Review Summary: Transcending the guitar / transcending via guitar
The electric guitar, an instrument as popular as it is iconic. Though it spent the first three decades of the 20th century not really existing in any meaningful form, and the next three accruing only moderate success, the counterculture of the mid 1960s to early 1970s rapidly catapulted it to superstardom. From that point forward, amplified and often distorted guitar completely and singlehandedly redefined rock music with its fresh and powerful energy, capable of offering a hard edge for those with something to say, deeply expressive solos, and even trippy, haunting sounds for those going on an interstellar (over)drive. And rock music, in kind, forever enshrined it in pop culture as a symbol of youth, rebellion, excitement, freedom and attitude. Of course, this counterculture was quickly subsumed, integrated wholesale into the establishment machine and spat back out as another set of commodities and symbols for easily digestible mass consumption. But even this, as well as the persisting culture surrounding rock music and its offspring, the mythos of the rockstar, of "sex, drugs and rock'n'roll", and the rapidly increasing role of marketing in both music as an industry and the world in general only made the guitar a more visible, more profitable symbol. So how does one stray from the ubiquitous and easily recognisable sound? What is there to invent, for the electric guitar?
Manuel Göttsching was no stranger to the instrument. First trained in classical guitar as a child, he made the switch to electric as a teenager, influenced by his new-found love for American R&B as well as British blues and rock music. After a number of cover bands and other stints, he eventually founded
Ash Ra Tempel, one of the more notable bands of Germany's so-called krautrock scene of the early 70s, featuring heavy improvisation, electronics, ethereal cosmic soundscapes and his own, often Hendrix-esque guitar playing. After a few years and a few releases with Ash Ra, Göttsching discovered a new source of inspiration in the works of American minimalist composers
Terry Riley and
Steve Reich. Upon seeing the former live at a festival in Berlin, he decided to try his hand at a similar compositional approach, and so Inventions for Electric Guitar came to be.
So what is it? Three pieces of music, just shy of 46 minutes total, created with nothing but an electric guitar, some effects and a four channel tape deck. That's it. And it wastes no time demonstrating its potential, as Echowaves opens with two stereo-panned guitar voices hypnotically repeating short musical fragments in typical minimalist fashion. They are then joined by a quasi-percussive beating sound, and before long a lower register guitar voice imitating a sort of bassline. It is at this point that the piece starts sonically resembling , to an almost uncanny degree, the sequenced meditations for modular synthesizer that
Tangerine Dream and
Klaus Schuzle were spearheading around this same time, but filtered through the warmer, more organic sound of the guitar. Göttsching's music is no less captivating when compared to his more electronic compatriots, and though it is by design repetitive and keeping a steady rhythm, it never forgets to develop in subtle ways. Different guitar voices weave in and out and alter their melodic phrases ever so slightly, and towads the end we are even treated to a lovely extended bluesy solo in the vein of earlier Ash Ra Tempel.

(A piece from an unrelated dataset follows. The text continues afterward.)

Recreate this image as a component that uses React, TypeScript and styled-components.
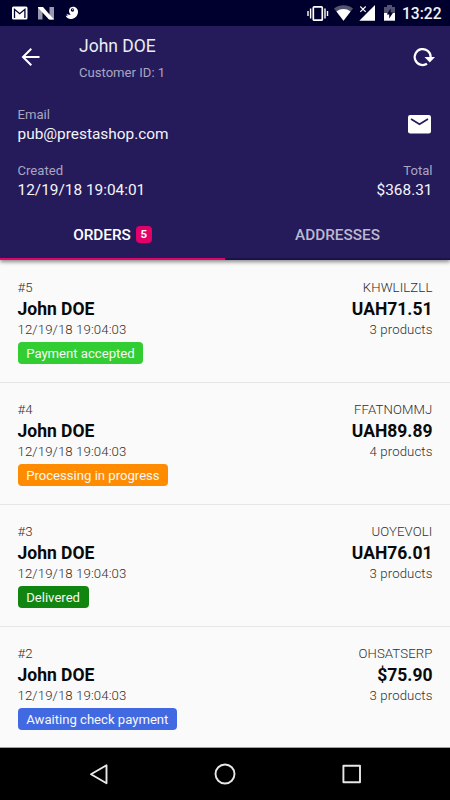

Quasarsphere, the relatively shorter middle piece (though still over six minutes), takes a vastly different musical approach, as if the exciting cosmic voyage took a brief break to let you soak in the surroundings. Here, all guitar tracks are drowned out, distant, shimmering gently. One voice drones in the background while others swirl without much drive on top of it, placing emphasis more on texture, mood and immersion than on the simple and relatively slow melodic content of the lines. Rather Eno-esque.
Finally, Pluralis represents a synthesis of the two ideas presented previously. In terms of structure, rhythmicity and arrangement it more resembles Echowaves to be sure, only underneath the minimalist melodic fragments, at least one of the four voices is always dedicated to providing a largely textural backdrop not unlike what we heard on the second piece, at times almost resembling Schulze's eerie organ drones, while at others a gentler ambient. The result is perhaps the most varied and dynamic track of the three.
Inventions for Electric Guitar is a triumph. Anyone with a liking for kosmiche music or 70s progressive electronic should feel right at home with this record. And yet it was created entirely from the sounds of an electric guitar. In 1974. A truly remarkable accomplishment, though second to the entrancing beauty of the music itself.